PROBLEM:
Write out all of the entries that follow, word for word, but skip the pictures.

>> begin ENTRIES

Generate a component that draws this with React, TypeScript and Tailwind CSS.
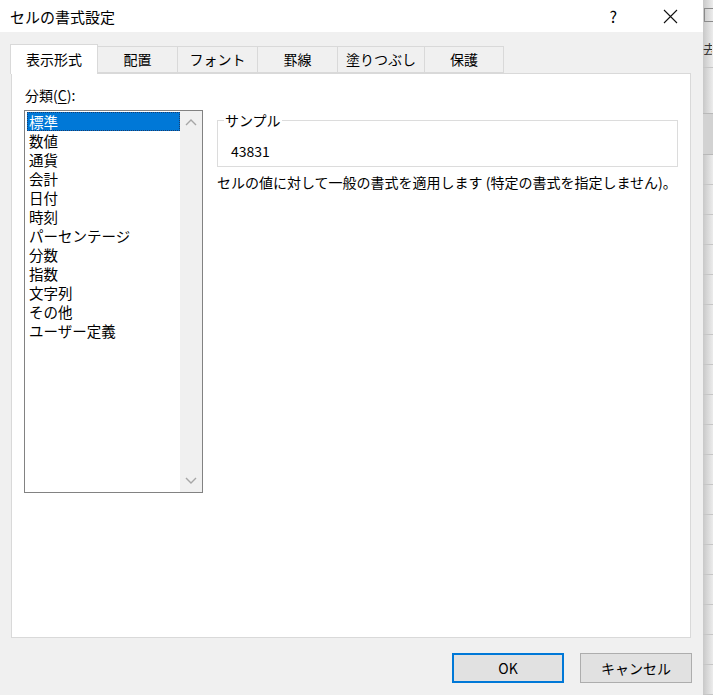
import React from 'react';

const font = { fontFamily: '"Noto Sans CJK JP", "Noto Sans", "Liberation Sans", sans-serif' };

const tabs = ['表示形式', '配置', 'フォント', '罫線', '塗りつぶし', '保護'];
const tabWidths = ['w-[88px]', 'w-[80px]', 'w-[80px]', 'w-[80px]', 'w-[87px]', 'w-[79px]'];

const categories = [
  '標準',
  '数値',
  '通貨',
  '会計',
  '日付',
  '時刻',
  'パーセンテージ',
  '分数',
  '指数',
  '文字列',
  'その他',
  'ユーザー定義',
];

function Chevron({ up }: { up?: boolean }) {
  return (
    <svg width="12" height="8" viewBox="0 0 12 8" className="text-[#a6a6a6]">
      <path
        d={up ? 'M1 7 L6 2 L11 7' : 'M1 1 L6 6 L11 1'}
        fill="none"
        stroke="currentColor"
        strokeWidth="1.4"
      />
    </svg>
  );
}

function ExcelStrip() {
  // the worksheet that peeks out to the right of the dialog
  const rows = Array.from({ length: 17 });
  return (
    <div className="w-[10px] h-[695px] flex flex-col bg-[#e6e6e6] bg-gradient-to-r from-[#c8c8c8] to-[#ececec] overflow-hidden">
      <div className="h-[30px] flex items-center">
        <div className="w-[10px] h-[14px] border border-[#8a8a8a] border-r-0 ml-[1px]"></div>
      </div>
      <div className="h-[38px] border-b border-[#c6c6c6] flex items-center overflow-hidden">
        <span className="text-[13px] text-[#333] leading-none w-[9px] overflow-hidden whitespace-nowrap">去</span>
      </div>
      <div className="h-[45px]"></div>
      <div className="h-[42px] bg-[#d2d2d2] border-y border-[#b8b8b8]"></div>
      <div className="h-[30px] border-b border-[#c6c6c6]"></div>
      {rows.map((_, i) => (
        <div key={i} className="h-[30px] border-b border-[#c6c6c6] shrink-0"></div>
      ))}
    </div>
  );
}

export default function App() {
  return (
    <div className="w-[713px] h-[695px] flex bg-[#f0f0f0] overflow-hidden text-black" style={font}>
      <div className="w-[703px] h-[695px] flex flex-col">
        {/* title bar */}
        <div className="h-[32px] bg-white flex items-center pl-[10px] shrink-0">
          <span className="text-[15px] leading-none">セルの書式設定</span>
          <span className="ml-auto text-[16px] leading-none mr-[46px]">?</span>
          <svg width="15" height="15" viewBox="0 0 15 15" className="mr-[25px]">
            <path d="M1 1 L14 14 M14 1 L1 14" stroke="#111" strokeWidth="1.1" />
          </svg>
        </div>

        {/* body */}
        <div className="flex-1 flex flex-col pl-[10px] pr-[11px] pt-[11px]">
          <div className="flex items-end h-[30px] relative z-10">
            {tabs.map((t, i) =>
              i === 0 ? (
                <div
                  key={t}
                  className={`${tabWidths[i]} h-[30px] bg-white border border-b-0 border-[#d9d9d9] flex items-center justify-center text-[14px] -mb-px`}
                >
                  {t}
                </div>
              ) : (
                <div
                  key={t}
                  className={`${tabWidths[i]} h-[27px] bg-[#f0f0f0] border border-l-0 border-[#d9d9d9] flex items-center justify-center text-[14px]`}
                >
                  {t}
                </div>
              )
            )}
          </div>

          <div className="w-[680px] h-[565px] bg-white border border-[#d9d9d9] ml-px flex pl-[12px] pt-[11px]">
            <div className="flex flex-col w-[179px]">
              <div className="text-[14px] leading-[20px] pl-px">
                分類(<span className="underline underline-offset-2">C</span>):
              </div>
              <div className="mt-[5px] w-[179px] h-[383px] border border-[#828282] flex">
                <div className="flex-1 flex flex-col pt-px pl-[2px]">
                  {categories.map((c, i) => (
                    <div
                      key={c}
                      className={`h-[19px] leading-[19px] text-[14.5px] pl-[2px] whitespace-nowrap ${
                        i === 0 ? 'bg-[#0078d7] text-white outline outline-1 outline-dotted outline-[#1b3d6d] -outline-offset-1' : ''
                      }`}
                    >
                      {c}
                    </div>
                  ))}
                </div>
                <div className="w-[22px] bg-[#f0f0f0] flex flex-col items-center justify-between py-[7px]">
                  <Chevron up />
                  <Chevron />
                </div>
              </div>
            </div>

            <div className="flex flex-col ml-[14px] pt-[28px]">
              <fieldset className="w-[461px] h-[55px] border border-[#dcdcdc] pl-[6px] -mt-[1px]">
                <legend className="text-[14px] leading-[16px] px-px">サンプル</legend>
                <div className="text-[14px] leading-[20px] pl-[7px] mt-[13px]">43831</div>
              </fieldset>
              <div className="text-[14px] leading-[20px] mt-[5px] whitespace-nowrap">
                セルの値に対して一般の書式を適用します (特定の書式を指定しません)。
              </div>
            </div>
          </div>

          <div className="flex justify-end gap-[16px] mt-[15px]">
            <button className="w-[112px] h-[30px] bg-[#e1e1e1] border-2 border-[#0078d7] text-[14px]">
              OK
            </button>
            <button className="w-[112px] h-[30px] bg-[#e1e1e1] border border-[#adadad] text-[14px]">
              キャンセル
            </button>
          </div>
        </div>
      </div>
      <ExcelStrip />
    </div>
  );
}
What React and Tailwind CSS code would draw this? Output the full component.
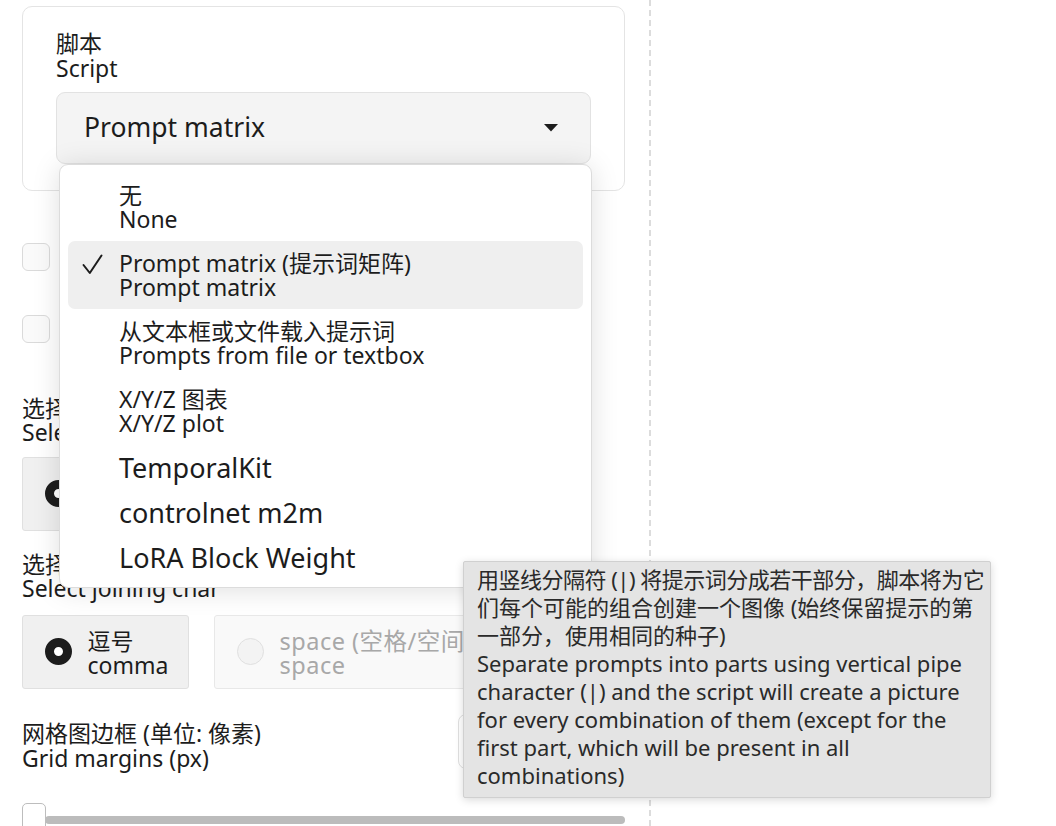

>> end ENTRIES

FINAL ANSWER:
Generate a component that draws this with React, TypeScript and Tailwind CSS.
import React from 'react';

const font = { fontFamily: '"Noto Sans CJK JP", "Noto Sans", "Liberation Sans", sans-serif' };

const tabs = ['表示形式', '配置', 'フォント', '罫線', '塗りつぶし', '保護'];
const tabWidths = ['w-[88px]', 'w-[80px]', 'w-[80px]', 'w-[80px]', 'w-[87px]', 'w-[79px]'];

const categories = [
  '標準',
  '数値',
  '通貨',
  '会計',
  '日付',
  '時刻',
  'パーセンテージ',
  '分数',
  '指数',
  '文字列',
  'その他',
  'ユーザー定義',
];

function Chevron({ up }: { up?: boolean }) {
  return (
    <svg width="12" height="8" viewBox="0 0 12 8" className="text-[#a6a6a6]">
      <path
        d={up ? 'M1 7 L6 2 L11 7' : 'M1 1 L6 6 L11 1'}
        fill="none"
        stroke="currentColor"
        strokeWidth="1.4"
      />
    </svg>
  );
}

function ExcelStrip() {
  // the worksheet that peeks out to the right of the dialog
  const rows = Array.from({ length: 17 });
  return (
    <div className="w-[10px] h-[695px] flex flex-col bg-[#e6e6e6] bg-gradient-to-r from-[#c8c8c8] to-[#ececec] overflow-hidden">
      <div className="h-[30px] flex items-center">
        <div className="w-[10px] h-[14px] border border-[#8a8a8a] border-r-0 ml-[1px]"></div>
      </div>
      <div className="h-[38px] border-b border-[#c6c6c6] flex items-center overflow-hidden">
        <span className="text-[13px] text-[#333] leading-none w-[9px] overflow-hidden whitespace-nowrap">去</span>
      </div>
      <div className="h-[45px]"></div>
      <div className="h-[42px] bg-[#d2d2d2] border-y border-[#b8b8b8]"></div>
      <div className="h-[30px] border-b border-[#c6c6c6]"></div>
      {rows.map((_, i) => (
        <div key={i} className="h-[30px] border-b border-[#c6c6c6] shrink-0"></div>
      ))}
    </div>
  );
}

export default function App() {
  return (
    <div className="w-[713px] h-[695px] flex bg-[#f0f0f0] overflow-hidden text-black" style={font}>
      <div className="w-[703px] h-[695px] flex flex-col">
        {/* title bar */}
        <div className="h-[32px] bg-white flex items-center pl-[10px] shrink-0">
          <span className="text-[15px] leading-none">セルの書式設定</span>
          <span className="ml-auto text-[16px] leading-none mr-[46px]">?</span>
          <svg width="15" height="15" viewBox="0 0 15 15" className="mr-[25px]">
            <path d="M1 1 L14 14 M14 1 L1 14" stroke="#111" strokeWidth="1.1" />
          </svg>
        </div>

        {/* body */}
        <div className="flex-1 flex flex-col pl-[10px] pr-[11px] pt-[11px]">
          <div className="flex items-end h-[30px] relative z-10">
            {tabs.map((t, i) =>
              i === 0 ? (
                <div
                  key={t}
                  className={`${tabWidths[i]} h-[30px] bg-white border border-b-0 border-[#d9d9d9] flex items-center justify-center text-[14px] -mb-px`}
                >
                  {t}
                </div>
              ) : (
                <div
                  key={t}
                  className={`${tabWidths[i]} h-[27px] bg-[#f0f0f0] border border-l-0 border-[#d9d9d9] flex items-center justify-center text-[14px]`}
                >
                  {t}
                </div>
              )
            )}
          </div>

          <div className="w-[680px] h-[565px] bg-white border border-[#d9d9d9] ml-px flex pl-[12px] pt-[11px]">
            <div className="flex flex-col w-[179px]">
              <div className="text-[14px] leading-[20px] pl-px">
                分類(<span className="underline underline-offset-2">C</span>):
              </div>
              <div className="mt-[5px] w-[179px] h-[383px] border border-[#828282] flex">
                <div className="flex-1 flex flex-col pt-px pl-[2px]">
                  {categories.map((c, i) => (
                    <div
                      key={c}
                      className={`h-[19px] leading-[19px] text-[14.5px] pl-[2px] whitespace-nowrap ${
                        i === 0 ? 'bg-[#0078d7] text-white outline outline-1 outline-dotted outline-[#1b3d6d] -outline-offset-1' : ''
                      }`}
                    >
                      {c}
                    </div>
                  ))}
                </div>
                <div className="w-[22px] bg-[#f0f0f0] flex flex-col items-center justify-between py-[7px]">
                  <Chevron up />
                  <Chevron />
                </div>
              </div>
            </div>

            <div className="flex flex-col ml-[14px] pt-[28px]">
              <fieldset className="w-[461px] h-[55px] border border-[#dcdcdc] pl-[6px] -mt-[1px]">
                <legend className="text-[14px] leading-[16px] px-px">サンプル</legend>
                <div className="text-[14px] leading-[20px] pl-[7px] mt-[13px]">43831</div>
              </fieldset>
              <div className="text-[14px] leading-[20px] mt-[5px] whitespace-nowrap">
                セルの値に対して一般の書式を適用します (特定の書式を指定しません)。
              </div>
            </div>
          </div>

          <div className="flex justify-end gap-[16px] mt-[15px]">
            <button className="w-[112px] h-[30px] bg-[#e1e1e1] border-2 border-[#0078d7] text-[14px]">
              OK
            </button>
            <button className="w-[112px] h-[30px] bg-[#e1e1e1] border border-[#adadad] text-[14px]">
              キャンセル
            </button>
          </div>
        </div>
      </div>
      <ExcelStrip />
    </div>
  );
}
What React and Tailwind CSS code would draw this? Output the full component.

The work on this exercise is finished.